Dynamic Deformation Behavior of Ultra-Fine Grained 5083 Al Alloy Fabricated by Equal Channel Angular Pressing

摘要

Dynamic deformation behavior of ultra-fine-grained aluminum alloys fabricated by equal channel angular pressing (ECAP) was investigated in this study. Dynamic torsional tests were conducted on four aluminum alloy using a torsional Kolsky bar, and then the test data were analyzed in relation to microstructures, tensile properties, and adiabatic shear band formation. The ECAP'ed specimens consisted of a considerable amount of second phase particles, which were refined and had an equiaxed shape as the ECAP pass number increased. The dynamic torsional test results indicated that maximum shear stress increased, while fracture shear strain remained constant, with increasing ECAP pass number.
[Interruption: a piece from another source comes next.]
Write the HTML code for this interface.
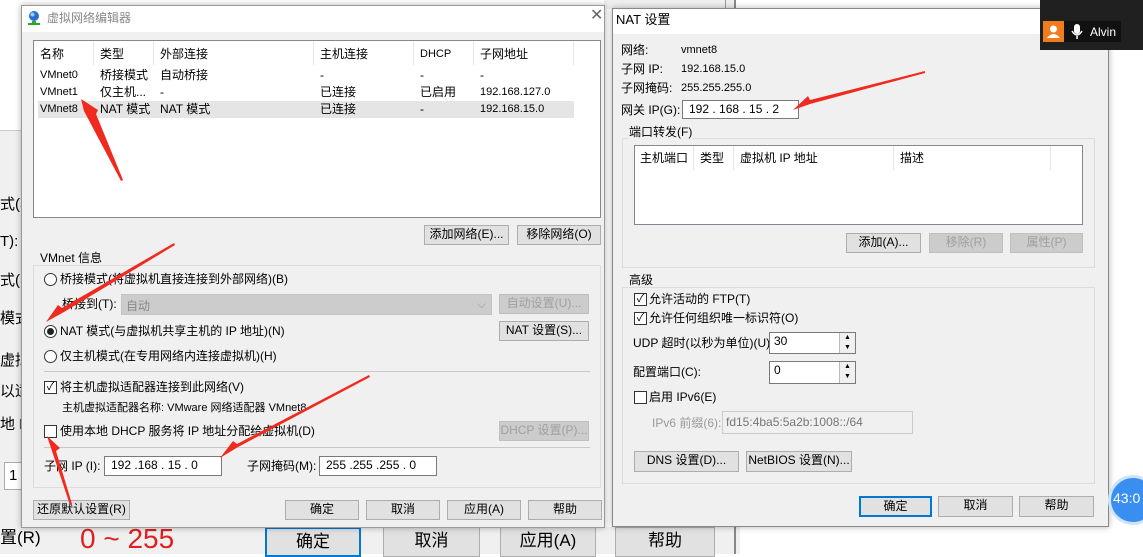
<!DOCTYPE html>
<html><head><meta charset="utf-8"><style>
*{margin:0;padding:0;box-sizing:border-box}
body{width:1143px;height:554px;overflow:hidden;background:#fff;position:relative;font-family:"Liberation Sans","Noto Sans CJK SC",sans-serif;font-size:12px;color:#000}
.a{position:absolute;white-space:nowrap}
.t{position:absolute;white-space:nowrap;line-height:14px}
.btn{position:absolute;background:#e1e1e1;border:1px solid #adadad;text-align:center;line-height:17px;font-size:12px}
.dis{color:#a0a0a0;background:#ccc;border-color:#bfbfbf}
.inp{position:absolute;background:#fff;border:1px solid #7a7a7a;line-height:17px;padding-left:6px}
.grp{position:absolute;border:1px solid #dcdcdc}
.rad{position:absolute;width:13px;height:13px;border:1px solid #333;border-radius:50%;background:#fff}
.chk{position:absolute;width:13px;height:13px;border:1px solid #333;background:#fff;font-size:11px;line-height:11px;text-align:center}
.hd{position:absolute;top:0;height:24px;border-right:1px solid #e5e5e5}
</style></head><body>
<!-- background behind -->
<div class="a" style="left:0;top:130px;width:21px;height:424px;background:#f0f0f0;border-top:1px solid #ccc"></div>
<div class="t" style="left:0;top:198px;font-size:15px;">式(将</div>
<div class="t" style="left:0;top:235px;font-size:15px;">T):</div>
<div class="t" style="left:0;top:274px;font-size:15px;">式(与</div>
<div class="t" style="left:0;top:312px;font-size:15px;">模式</div>
<div class="t" style="left:0;top:354px;font-size:15px;">虚拟</div>
<div class="t" style="left:0;top:385px;font-size:15px;">以适</div>
<div class="t" style="left:0;top:418px;font-size:15px;">地 D</div>
<div class="a" style="left:4px;top:462px;width:20px;height:28px;background:#fff;border:1px solid #aaa;font-size:15px;padding:4px">1</div>
<div class="a" style="left:0;top:527px;width:740px;height:27px;background:#f0f0f0"></div>
<div class="t" style="left:0;top:531px;font-size:17px;">置(R)</div>
<div class="t" style="left:80px;top:524px;font-size:28px;color:#e02020;line-height:30px">0 ~ 255</div>
<div class="btn" style="left:265px;top:527px;width:96px;height:30px;border:2px solid #0078d7;font-size:17px;line-height:26px">确定</div>
<div class="btn" style="left:383px;top:527px;width:97px;height:30px;font-size:17px;line-height:26px">取消</div>
<div class="btn" style="left:500px;top:527px;width:96px;height:30px;font-size:17px;line-height:26px">应用(A)</div>
<div class="btn" style="left:615px;top:527px;width:100px;height:30px;font-size:17px;line-height:26px">帮助</div>
<div class="a" style="left:734px;top:0;width:2px;height:554px;background:#888"></div>
<div class="a" style="left:604px;top:0;width:130px;height:9px;background:#eee"></div>
<div class="a" style="left:725px;top:0;width:1px;height:9px;background:#999"></div>

<!-- left dialog -->
<div class="a" style="left:21px;top:5px;width:584px;height:523px;background:#f0f0f0;border:1px solid #999;box-shadow:0 0 6px rgba(0,0,0,.3)"></div>
<div class="a" style="left:22px;top:6px;width:582px;height:26px;background:#fff"></div>
<svg class="a" style="left:26px;top:10px" width="16" height="16"><circle cx="8" cy="6" r="5" fill="#2a6fd0"/><circle cx="6.5" cy="4.5" r="2" fill="#9cc8ff"/><rect x="6" y="11" width="4" height="2" fill="#3a3"/><rect x="2" y="13" width="12" height="2" fill="#2a2"/></svg>
<div class="t" style="left:47px;top:11px;color:#888">虚拟网络编辑器</div>
<div class="t" style="left:590px;top:9px;font-size:16px;color:#666">✕</div>

<div class="a" style="left:33px;top:40px;width:568px;height:178px;background:#fff;border:1px solid #828790">
 <div class="hd" style="left:0;width:60px"></div><div class="hd" style="left:60px;width:60px"></div><div class="hd" style="left:120px;width:160px"></div><div class="hd" style="left:280px;width:100px"></div><div class="hd" style="left:380px;width:60px"></div><div class="hd" style="left:440px;width:100px"></div>
 <div class="a" style="left:4px;top:60px;width:536px;height:17px;background:#e5e5e5"></div>
</div>
<div class="t" style="left:40px;top:47px">名称</div><div class="t" style="left:100px;top:47px">类型</div><div class="t" style="left:160px;top:47px">外部连接</div><div class="t" style="left:320px;top:47px">主机连接</div><div class="t" style="left:420px;top:47px;font-size:11px">DHCP</div><div class="t" style="left:480px;top:47px">子网地址</div>
<div class="t" style="left:40px;top:68px;font-size:11px">VMnet0</div><div class="t" style="left:100px;top:68px">桥接模式</div><div class="t" style="left:160px;top:68px">自动桥接</div><div class="t" style="left:320px;top:68px">-</div><div class="t" style="left:420px;top:68px">-</div><div class="t" style="left:480px;top:68px">-</div>
<div class="t" style="left:40px;top:85px;font-size:11px">VMnet1</div><div class="t" style="left:100px;top:85px">仅主机...</div><div class="t" style="left:160px;top:85px">-</div><div class="t" style="left:320px;top:85px">已连接</div><div class="t" style="left:420px;top:85px">已启用</div><div class="t" style="left:480px;top:85px;font-size:11px">192.168.127.0</div>
<div class="t" style="left:40px;top:102px;font-size:11px">VMnet8</div><div class="t" style="left:100px;top:102px">NAT 模式</div><div class="t" style="left:160px;top:102px">NAT 模式</div><div class="t" style="left:320px;top:102px">已连接</div><div class="t" style="left:420px;top:102px">-</div><div class="t" style="left:480px;top:102px;font-size:11px">192.168.15.0</div>

<div class="btn" style="left:424px;top:225px;width:85px;height:20px">添加网络(E)...</div>
<div class="btn" style="left:517px;top:225px;width:84px;height:20px">移除网络(O)</div>

<div class="grp" style="left:33px;top:265px;width:568px;height:223px"></div>
<div class="t" style="left:38px;top:251px;background:#f0f0f0;padding:0 2px">VMnet 信息</div>
<div class="rad" style="left:44px;top:273px"></div><div class="t" style="left:60px;top:272px">桥接模式(将虚拟机直接连接到外部网络)(B)</div>
<div class="t" style="left:62px;top:297px">桥接到(T):</div>
<div class="a" style="left:121px;top:294px;width:371px;height:21px;background:#ccc;border:1px solid #c4c4c4;color:#888;padding:2px 4px">自动<span style="position:absolute;right:5px;color:#999">⌵</span></div>
<div class="btn dis" style="left:499px;top:294px;width:90px;height:20px">自动设置(U)...</div>
<div class="rad" style="left:44px;top:325px"><div style="width:7px;height:7px;background:#222;border-radius:50%;margin:2px"></div></div><div class="t" style="left:60px;top:324px">NAT 模式(与虚拟机共享主机的 IP 地址)(N)</div>
<div class="btn" style="left:499px;top:321px;width:90px;height:20px">NAT 设置(S)...</div>
<div class="rad" style="left:44px;top:350px"></div><div class="t" style="left:60px;top:349px">仅主机模式(在专用网络内连接虚拟机)(H)</div>
<div class="a" style="left:44px;top:371px;width:546px;height:1px;background:#c8c8c8"></div>
<div class="chk" style="left:44px;top:381px">✓</div><div class="t" style="left:60px;top:380px">将主机虚拟适配器连接到此网络(V)</div>
<div class="t" style="left:62px;top:401px;font-size:11px">主机虚拟适配器名称: VMware 网络适配器 VMnet8</div>
<div class="chk" style="left:44px;top:425px"></div><div class="t" style="left:60px;top:424px">使用本地 DHCP 服务将 IP 地址分配给虚拟机(D)</div>
<div class="btn dis" style="left:499px;top:421px;width:90px;height:20px">DHCP 设置(P)...</div>
<div class="a" style="left:44px;top:447px;width:546px;height:1px;background:#c8c8c8"></div>
<div class="t" style="left:44px;top:459px">子网 IP (I):</div>
<div class="inp" style="left:104px;top:456px;width:118px;height:20px">192 .168 . 15 . 0</div>
<div class="t" style="left:247px;top:459px">子网掩码(M):</div>
<div class="inp" style="left:319px;top:456px;width:118px;height:20px">255 .255 .255 . 0</div>
<div class="btn" style="left:33px;top:500px;width:97px;height:20px">还原默认设置(R)</div>
<div class="btn" style="left:285px;top:500px;width:74px;height:20px">确定</div>
<div class="btn" style="left:366px;top:500px;width:74px;height:20px">取消</div>
<div class="btn" style="left:447px;top:500px;width:74px;height:20px">应用(A)</div>
<div class="btn" style="left:528px;top:500px;width:74px;height:20px">帮助</div>

<!-- NAT dialog -->
<div class="a" style="left:612px;top:8px;width:497px;height:519px;background:#f0f0f0;border:1px solid #888;box-shadow:0 0 6px rgba(0,0,0,.3)"></div>
<div class="a" style="left:613px;top:9px;width:495px;height:25px;background:#fff"></div>
<div class="t" style="left:616px;top:13px;font-size:13px">NAT 设置</div>
<div class="t" style="left:621px;top:43px">网络:</div><div class="t" style="left:681px;top:43px;font-size:11px">vmnet8</div>
<div class="t" style="left:621px;top:62px">子网 IP:</div><div class="t" style="left:681px;top:62px;font-size:11px">192.168.15.0</div>
<div class="t" style="left:621px;top:81px">子网掩码:</div><div class="t" style="left:681px;top:81px;font-size:11px">255.255.255.0</div>
<div class="t" style="left:621px;top:103px">网关 IP(G):</div>
<div class="inp" style="left:682px;top:100px;width:117px;height:19px">192 . 168 . 15 . 2</div>
<div class="grp" style="left:622px;top:138px;width:473px;height:130px"></div>
<div class="t" style="left:628px;top:125px;background:#f0f0f0;padding:0 1px">端口转发(F)</div>
<div class="a" style="left:634px;top:145px;width:449px;height:80px;background:#fff;border:1px solid #828790">
 <div class="hd" style="left:0;width:59px"></div><div class="hd" style="left:59px;width:40px"></div><div class="hd" style="left:99px;width:160px"></div><div class="hd" style="left:259px;width:157px"></div>
</div>
<div class="t" style="left:640px;top:151px">主机端口</div><div class="t" style="left:700px;top:151px">类型</div><div class="t" style="left:740px;top:151px">虚拟机 IP 地址</div><div class="t" style="left:900px;top:151px">描述</div>
<div class="btn" style="left:846px;top:233px;width:75px;height:20px">添加(A)...</div>
<div class="btn dis" style="left:929px;top:233px;width:74px;height:20px">移除(R)</div>
<div class="btn dis" style="left:1010px;top:233px;width:73px;height:20px">属性(P)</div>
<div class="grp" style="left:622px;top:287px;width:473px;height:197px"></div>
<div class="t" style="left:628px;top:273px;background:#f0f0f0;padding:0 1px">高级</div>
<div class="chk" style="left:634px;top:293px">✓</div><div class="t" style="left:649px;top:292px">允许活动的 FTP(T)</div>
<div class="chk" style="left:634px;top:312px">✓</div><div class="t" style="left:649px;top:311px">允许任何组织唯一标识符(O)</div>
<div class="t" style="left:633px;top:336px">UDP 超时(以秒为单位)(U):</div>
<div class="inp" style="left:769px;top:332px;width:87px;height:22px;padding-left:4px;line-height:16px">30</div>
<div class="a" style="left:839px;top:333px;width:16px;height:20px;background:#f0f0f0;border-left:1px solid #bbb;font-size:7px;line-height:10px;text-align:center">▲<br>▼</div>
<div class="t" style="left:633px;top:365px">配置端口(C):</div>
<div class="inp" style="left:769px;top:361px;width:87px;height:23px;padding-left:4px;line-height:16px">0</div>
<div class="a" style="left:839px;top:362px;width:16px;height:21px;background:#f0f0f0;border-left:1px solid #bbb;font-size:7px;line-height:10px;text-align:center">▲<br>▼</div>
<div class="chk" style="left:634px;top:391px"></div><div class="t" style="left:649px;top:390px">启用 IPv6(E)</div>
<div class="t" style="left:652px;top:416px;color:#999">IPv6 前缀(6):</div>
<div class="a" style="left:722px;top:411px;width:191px;height:23px;background:#f0f0f0;border:1px solid #ccc;color:#777;padding:3px 3px;font-size:12px">fd15:4ba5:5a2b:1008::/64</div>
<div class="btn" style="left:634px;top:451px;width:105px;height:21px">DNS 设置(D)...</div>
<div class="btn" style="left:746px;top:451px;width:106px;height:21px">NetBIOS 设置(N)...</div>
<div class="btn" style="left:859px;top:496px;width:73px;height:21px;border:2px solid #0078d7;line-height:17px">确定</div>
<div class="btn" style="left:938px;top:496px;width:75px;height:21px">取消</div>
<div class="btn" style="left:1019px;top:496px;width:75px;height:21px">帮助</div>

<!-- overlay -->
<div class="a" style="left:1040px;top:0;width:103px;height:50px;background:#202020"></div>
<div class="a" style="left:1043px;top:21px;width:78px;height:21px;background:#111"></div>
<div class="a" style="left:1043px;top:21px;width:21px;height:21px;background:#f07c1c"><svg width="21" height="21"><circle cx="10.5" cy="8" r="3.5" fill="#fff"/><path d="M4 17 Q10.5 9 17 17Z" fill="#fff"/></svg></div>
<svg class="a" style="left:1071px;top:24px" width="12" height="16"><rect x="3" y="0" width="6" height="10" rx="3" fill="#fff"/><path d="M1 7 Q6 15 11 7" stroke="#fff" fill="none" stroke-width="1.5"/><rect x="5.3" y="12" width="1.5" height="3" fill="#fff"/></svg>
<div class="t" style="left:1090px;top:25px;color:#fff;font-size:12px">Alvin</div>
<div class="a" style="left:1108px;top:475px;width:50px;height:50px;border-radius:50%;background:#3a8ef0;border:3px solid #cfe3fb"></div>
<div class="t" style="left:1113px;top:491px;color:#fff;font-size:14px">43:0</div>

<!-- arrows -->
<svg class="a" style="left:0;top:0" width="1143" height="554">
<g fill="#f02a1e">
<polygon points="121,181 84,111 81,99 98,110 96,114 123,180"/>
<polygon points="175,245 64,312 46,322 58,305 62,308 174,243"/>
<polygon points="370,377 238,447 220,458 233,441 237,444 369,375"/>
<polygon points="70,505 52,451 47,436 60,448 56,451 72,504"/>
<polygon points="925,73 810,104 793,110 808,96 810,100 925,71"/>
</g>
</svg>
</body></html>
Observation of the deformed area beneath the fracture surface after the dynamic torsional test indicated that a number of voids initiated mainly at second phase particle/matrix interfaces, and that the number of voids increased with increasing pass number. Adiabatic shear bands of 100-150 mu m in width were formed in the as-extruded and 1-pass specimens having coarser second phase particles, while they were hardly formed in the 4-pass and 8-pass specimens having finer second phase particles. The possibility of the adiabatic shear band formation was explained by concepts of absorbed deformation energy and void initiation.